Alice told me that once she signed the contract she went to Istanbul and rewrote the whole manuscript in only one month. Such is the confidence a contract can give to a writer and such is the propulsion that insightful feedback can give to a writer too.
The French poet Stéphane Mallarmé has said something that is relevant in this context: “The world exists to end up in a book”. It is Alice’s world of a Turkish father and an Australian mother, of Istanbul and of Sydney Road Brunswick that has ended up in this book. Alice has rendered visible what was previously invisible about this specific story of migration and of reclamation and of disintegration.
For as Paul Klee the painter has said, the role of art is to render the invisible visible. And while we’re on the subject of painters, I would like to quote Lucian Freud’s remarks about what he expected from art.

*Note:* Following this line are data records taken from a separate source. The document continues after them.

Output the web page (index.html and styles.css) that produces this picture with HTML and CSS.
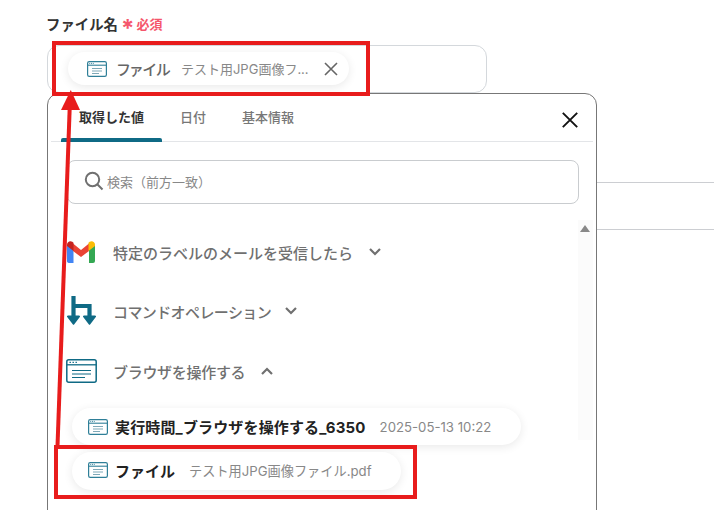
FILE: index.html
```html
<!DOCTYPE html>
<html lang="ja">
<head>
<meta charset="utf-8">
<title>ファイル名</title>
<link rel="stylesheet" href="styles.css">
</head>
<body>
<svg width="0" height="0" class="defs">
  <symbol id="win" viewBox="0 0 20 16">
    <rect x=".6" y=".6" width="18.8" height="14.8" rx="1.6" fill="#fff" stroke="#2f7f98" stroke-width="1.2"/>
    <path d="M.6 4.2h18.8" stroke="#2f7f98" stroke-width="1.1"/>
    <path d="M2.2 2.4h1M4 2.4h1M5.800 2.4h1" stroke="#2f7f98" stroke-width=".9"/>
    <path d="M5 7.500h10M5 10h10M5 12.500h7" stroke="#7fa9b8" stroke-width="1"/>
  </symbol>
</svg>
<main class="page">
  <div class="label"><span>ファイル名</span><span class="star">*</span><span class="req">必須</span></div>
  <div class="field">
    <div class="chip chip-top">
      <svg class="ico"><use href="#win"/></svg>
      <span class="chip-name">ファイル</span>
      <span class="chip-sub">テスト用JPG画像フ...</span>
      <svg class="chip-x" viewBox="0 0 14 14"><path d="M1 1l12 12M13 1L1 13" stroke="#666" stroke-width="1.6" fill="none"/></svg>
    </div>
  </div>
  <div class="lower">
    <section class="popup">
      <div class="tabs">
        <div class="tab active">取得した値</div>
        <div class="tab">日付</div>
        <div class="tab">基本情報</div>
        <svg class="close" viewBox="0 0 16 16"><path d="M.8.8l14.4 14.4M15.2.8L.8 15.2" stroke="#111" stroke-width="1.9" fill="none"/></svg>
      </div>
      <div class="search">
        <svg class="glass" viewBox="0 0 20 20"><circle cx="8.500" cy="8.500" r="6.700" fill="none" stroke="#707070" stroke-width="2"/><path d="M13.500 13.500l5 5" stroke="#707070" stroke-width="2"/></svg>
        <span>検索（前方一致）</span>
      </div>
      <div class="scroll-up"><i></i></div>
      <div class="group g1">
        <svg class="app gmail" viewBox="0 0 28 22">
          <path d="M0 4v15.500A2 2 0 0 0 2 22h4.500V9z" fill="#4285f4"/>
          <path d="M22 9v13h4a2 2 0 0 0 2-2V4z" fill="#34a853"/>
          <path d="M6 2.500 14 9l8-6.500V10l-8 6-8-6z" fill="#ea4335"/>
          <path d="M0 3.500C0 .8 3.200-.8 5.300.8L6.500 1.800V10L0 5z" fill="#c5221f"/>
          <path d="M21.500 1.800 22.700.8C24.800-.8 28 .8 28 3.500V5l-6.500 5z" fill="#fbbc04"/>
        </svg>
        <span class="gname">特定のラベルのメールを受信したら</span>
        <svg class="chev" viewBox="0 0 12 8"><path d="M1 1l5 5 5-5" fill="none" stroke="#707070" stroke-width="2.200"/></svg>
      </div>
      <div class="group g2">
        <svg class="app cmd" viewBox="0 0 29 30">
          <path d="M6.500 0v21M6.500 10h16v11" fill="none" stroke="#0f6a85" stroke-width="4.200"/>
          <path d="M1 19.500h11a1 1 0 0 1 .8 1.600l-5.500 7.200a1 1 0 0 1-1.600 0L.2 21.100a1 1 0 0 1 .8-1.600zM17 19.500h11a1 1 0 0 1 .8 1.600l-5.500 7.200a1 1 0 0 1-1.600 0l-5.500-7.200a1 1 0 0 1 .8-1.600z" fill="#0f6a85"/>
        </svg>
        <span class="gname">コマンドオペレーション</span>
        <svg class="chev" viewBox="0 0 12 8"><path d="M1 1l5 5 5-5" fill="none" stroke="#707070" stroke-width="2.200"/></svg>
      </div>
      <div class="group g3">
        <svg class="app brw" viewBox="0 0 31 24">
          <rect x=".8" y=".8" width="29.400" height="22.400" rx="2" fill="#fff" stroke="#0f6a85" stroke-width="1.500"/>
          <path d="M.8 5.800h29.400" stroke="#0f6a85" stroke-width="1.300"/>
          <path d="M3.500 3.300h1.400M6.500 3.300h1.400M9.500 3.300h1.400" stroke="#0f6a85" stroke-width="1.200"/>
          <path d="M6 11.500h19M6 15h19M6 18.500h13" stroke="#0f6a85" stroke-width="1.200"/>
        </svg>
        <span class="gname">ブラウザを操作する</span>
        <svg class="chev" viewBox="0 0 12 8"><path d="M1 7l5-5 5 5" fill="none" stroke="#707070" stroke-width="2.200"/></svg>
      </div>
      <div class="chip chip-a">
        <svg class="ico"><use href="#win"/></svg>
        <span class="val-name">実行時間_ブラウザを操作する_6350</span>
        <span class="val-sub">2025-05-13 10:22</span>
      </div>
      <div class="chip chip-b">
        <svg class="ico"><use href="#win"/></svg>
        <span class="val-name">ファイル</span>
        <span class="val-sub">テスト用JPG画像ファイル.pdf</span>
      </div>
    </section>
    <div class="side"><div class="rule"></div><div class="rule"></div></div>
  </div>
</main>
<svg class="marks" viewBox="0 0 714 510">
  <rect x="54" y="43" width="314" height="51" fill="none" stroke="#e81c1c" stroke-width="4"/>
  <rect x="56" y="447" width="359" height="50" fill="none" stroke="#e81c1c" stroke-width="4"/>
  <path d="M57.500 446 69.800 105" stroke="#e81c1c" stroke-width="4" fill="none"/>
  <path d="M70.800 90 80 110H61z" fill="#e81c1c"/>
</svg>
</body>
</html>
```
FILE: styles.css
```css
* { box-sizing: border-box; }
html, body { margin: 0; height: 510px; overflow: hidden; background: #fff; }
body {
  font-family: "Inter", "Noto Sans CJK JP", sans-serif;
  position: relative;
  width: 714px;
}
.defs { position: absolute; }
.page { padding: 13px 0 0 46px; height: 510px; overflow: hidden; }
.label {
  display: flex;
  align-items: center;
  height: 20px;
  font-size: 14.4px;
  font-weight: 700;
  color: #333;
}
.star { color: #f5566c; margin-left: 3px; font-size: 24px; line-height: 20px; padding-top: 11px; }
.req { color: #f5566c; font-size: 13px; margin-left: 2px; }
.field {
  margin: 12px 0 0 1px;
  width: 440px;
  height: 48px;
  border: 1px solid #d4d8dc;
  border-radius: 12px;
  padding: 6px 0 0 20px;
}
.chip {
  display: flex;
  align-items: center;
  background: #fff;
  box-shadow: 0 2px 10px rgba(0, 0, 0, .09);
}
.chip-top {
  width: 281px;
  height: 33px;
  border-radius: 17px;
  padding: 0 10px 0 19px;
}
.ico { width: 20px; height: 16px; flex: none; }
.chip-name { margin-left: 10px; font-size: 15px; color: #666; font-weight: 500; font-feature-settings: "palt"; letter-spacing: .5px; }
.chip-sub { margin-left: 10px; font-size: 13px; color: #888; flex: 1; white-space: nowrap; }
.chip-x { width: 14px; height: 14px; flex: none; margin-right: 1px; }
.lower { display: flex; align-items: flex-start; margin: 0 0 0 1px; }
.popup {
  position: relative;
  width: 550px;
  height: 480px;
  flex: none;
  border: 1px solid #777;
  border-radius: 12px;
  background: #fff;
  padding: 0 3px 0 3px;
}
.tabs {
  display: flex;
  align-items: center;
  height: 48px;
  border-bottom: 1px solid #e3e5e8;
  padding-left: 10px;
  position: relative;
}
.tab {
  height: 47px;
  padding: 0 18px;
  line-height: 47px;
  font-size: 13px;
  font-weight: 500;
  color: #777;
  position: relative;
}
.tab.active { color: #333; width: 101px; font-weight: 700; }
.tab.active::after {
  content: "";
  position: absolute;
  left: 0;
  right: 0;
  bottom: -1px;
  height: 4px;
  background: #0f6a85;
  border-radius: 2px 2px 0 0;
}
.close { position: absolute; right: 15px; top: 18px; width: 16px; height: 16px; }
.search {
  display: flex;
  align-items: center;
  margin: 18px 0 0 16px;
  width: 512px;
  height: 44px;
  border: 1px solid #c9cccf;
  border-radius: 8px;
  padding: 0 0 2px 16px;
  font-size: 13px;
  color: #888;
}
.glass { width: 20px; height: 20px; margin-right: 3px; }
.scroll-up {
  position: absolute;
  right: 3px;
  top: 126px;
  width: 15px;
  height: 220px;
  background: #fbfbfb;
}
.scroll-up i {
  display: block;
  margin: 5px 0 0 2px;
  width: 0;
  height: 0;
  border-left: 5px solid transparent;
  border-right: 5px solid transparent;
  border-bottom: 7px solid #888;
}
.group {
  display: flex;
  align-items: center;
  position: relative;
  font-size: 15px;
  font-weight: 500;
  color: #707070;
}
.gname { white-space: nowrap; }
.chev { width: 12px; height: 8px; margin-left: 16px; }
.app { flex: none; }
.gmail { width: 28px; height: 22px; margin: 0 18px 0 16px; }
.cmd { width: 29px; height: 30px; margin: 0 17px 0 16px; }
.brw { width: 31px; height: 24px; margin: 0 16px 0 15px; }
.g1 { margin-top: 37px; }
.g2 { margin-top: 33px; letter-spacing: -.6px; }
.g2 .chev { margin-left: 14px; }
.g3 { margin-top: 33px; letter-spacing: -.3px; }
.chip-a, .chip-b { margin-left: 21px; padding-left: 16px; border-radius: 19px; }
.chip-a { margin-top: 25px; width: 449px; height: 37px; }
.chip-b { margin-top: 7px; width: 329px; height: 38px; padding-bottom: 2px; }
.val-name { margin-left: 7px; font-size: 15px; font-weight: 700; color: #222; white-space: nowrap; }
.chip-a .val-name { letter-spacing: .15px; }
.val-sub { margin-left: 14px; font-size: 13.2px; color: #888; white-space: nowrap; }
.side { flex: 1; padding-top: 89px; display: flex; flex-direction: column; gap: 46px; }
.rule { height: 1px; background: #ccced2; }
.marks { position: absolute; left: 0; top: 0; width: 714px; height: 510px; pointer-events: none; }
```
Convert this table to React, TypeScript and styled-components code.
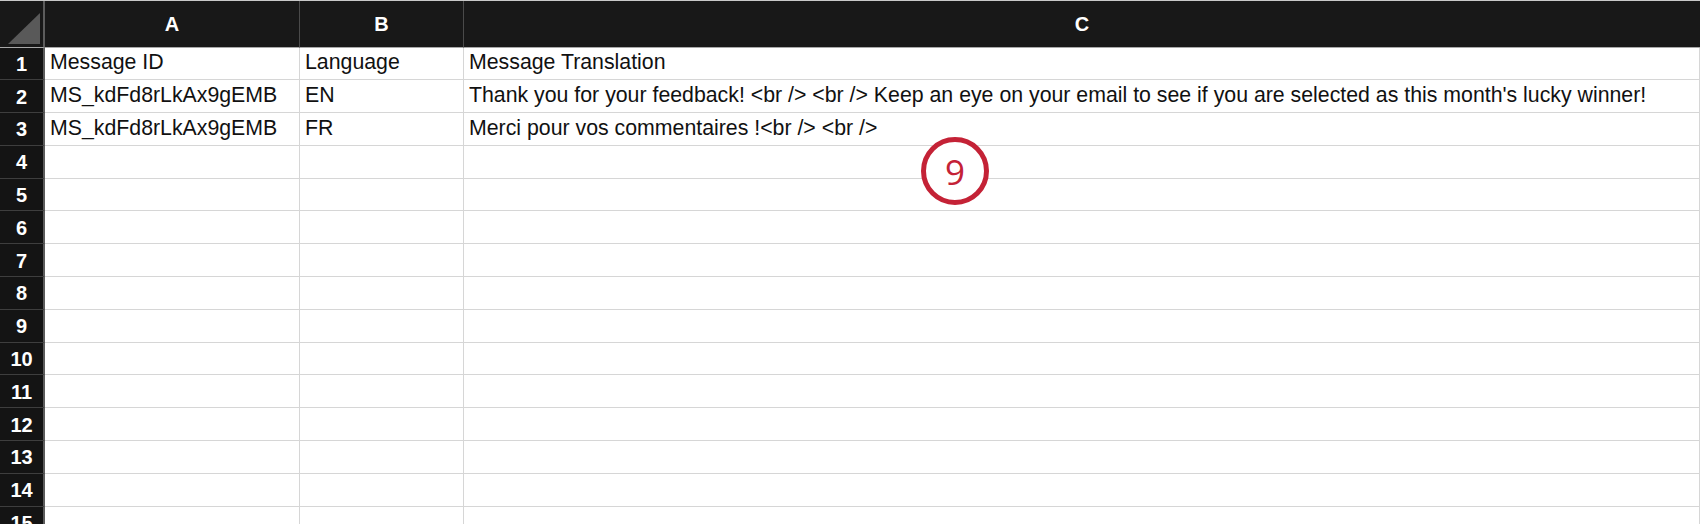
import React from "react";
import styled, { createGlobalStyle } from "styled-components";

const GlobalStyle = createGlobalStyle`
  html, body {
    margin: 0;
    padding: 0;
    background: #ffffff;
    overflow: hidden;
  }
  body {
    font-family: "Liberation Sans", Arial, sans-serif;
  }
`;

const Page = styled.div`
  position: relative;
  width: 1700px;
  height: 524px;
  overflow: hidden;
  border-top: 1px solid #c8c8c8;
  box-sizing: border-box;
`;

const Sheet = styled.div`
  display: grid;
  grid-template-columns: 45px 255px 164px 1fr;
  grid-template-rows: 46.5px;
  grid-auto-rows: 32.8px;
`;

const Corner = styled.div`
  position: relative;
  background: #181818;
  border-right: 2px solid #5c5c5c;
  border-bottom: 1px solid #a8a8a8;
  box-sizing: border-box;
`;

const CornerTriangle = styled.svg`
  position: absolute;
  left: 8px;
  top: 12px;
`;

const ColHeader = styled.div<{ $last?: boolean }>`
  background: #181818;
  color: #ffffff;
  font-size: 20px;
  font-weight: 700;
  display: flex;
  align-items: center;
  justify-content: center;
  padding-top: 2px;
  border-right: ${(p) => (p.$last ? "none" : "1px solid #4a4a4a")};
  border-bottom: 1px solid #a8a8a8;
  box-sizing: border-box;
`;

const RowHeader = styled.div`
  background: #141414;
  color: #ffffff;
  font-size: 20px;
  font-weight: 700;
  display: flex;
  align-items: center;
  justify-content: center;
  padding-top: 2px;
  border-right: 2px solid #5c5c5c;
  border-bottom: 1px solid #3e3e3e;
  box-sizing: border-box;
`;

const Cell = styled.div`
  color: #111111;
  font-size: 21.3px;
  line-height: 24px;
  display: flex;
  align-items: flex-end;
  padding-left: 5px;
  padding-bottom: 5px;
  white-space: nowrap;
  overflow: visible;
  border-right: 1px solid #d6d6d6;
  border-bottom: 1px solid #d6d6d6;
  box-sizing: border-box;
`;

const Marker = styled.div`
  position: absolute;
  left: 921px;
  top: 136px;
  width: 68px;
  height: 68px;
  border: 5px solid #c42236;
  border-radius: 50%;
  box-sizing: border-box;
  background: #ffffff;
  color: #c42236;
  font-family: "Open Sans", sans-serif;
  font-size: 35px;
  display: flex;
  align-items: center;
  justify-content: center;
`;

const rows: string[][] = [
  ["Message ID", "Language", "Message Translation"],
  [
    "MS_kdFd8rLkAx9gEMB",
    "EN",
    "Thank you for your feedback! <br /> <br /> Keep an eye on your email to see if you are selected as this month's lucky winner!",
  ],
  ["MS_kdFd8rLkAx9gEMB", "FR", "Merci pour vos commentaires !<br /> <br />"],
];

const App = () => {
  const total = 15;
  const body = [];
  for (let i = 0; i < total; i++) {
    const data = rows[i] || ["", "", ""];
    body.push(
      <React.Fragment key={i}>
        <RowHeader>{i + 1}</RowHeader>
        <Cell>{data[0]}</Cell>
        <Cell>{data[1]}</Cell>
        <Cell>{data[2]}</Cell>
      </React.Fragment>
    );
  }

  return (
    <Page>
      <GlobalStyle />
      <Sheet>
        <Corner>
          <CornerTriangle width="32" height="31" viewBox="0 0 32 31">
            <polygon points="0,31 32,31 32,0" fill="#595959" />
          </CornerTriangle>
        </Corner>
        <ColHeader>A</ColHeader>
        <ColHeader>B</ColHeader>
        <ColHeader $last>C</ColHeader>
        {body}
      </Sheet>
      <Marker>9</Marker>
    </Page>
  );
};

export default App;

He said he wanted it “to astonish, disturb, seduce, convince”. And that’s what I want from a novel too and that’s what Alice has given us in this fine book.
We are fortunate as readers to be the beneficiaries of Alice’s complex art of alchemy — whereby so much of the joy and pain of living has congealed into fictional yet true words that are so resonant with meaning.
And let’s not forget the role of Alice’s parents in the storytelling of this novel. Without their stories, their lives, this novel would not exist. It is their gift of story combined with Alice’s ability at encoding a narrative that has allowed this novel to have a heart.
Now just before I finish this speech I want to pay tribute to Alice’s courage and to her tenacity; her courage in laying bare her own life and the lives of her parents in the transformative form of fiction; and her tenacity in pursuing this novel to the very end through so many rewrites and revisions.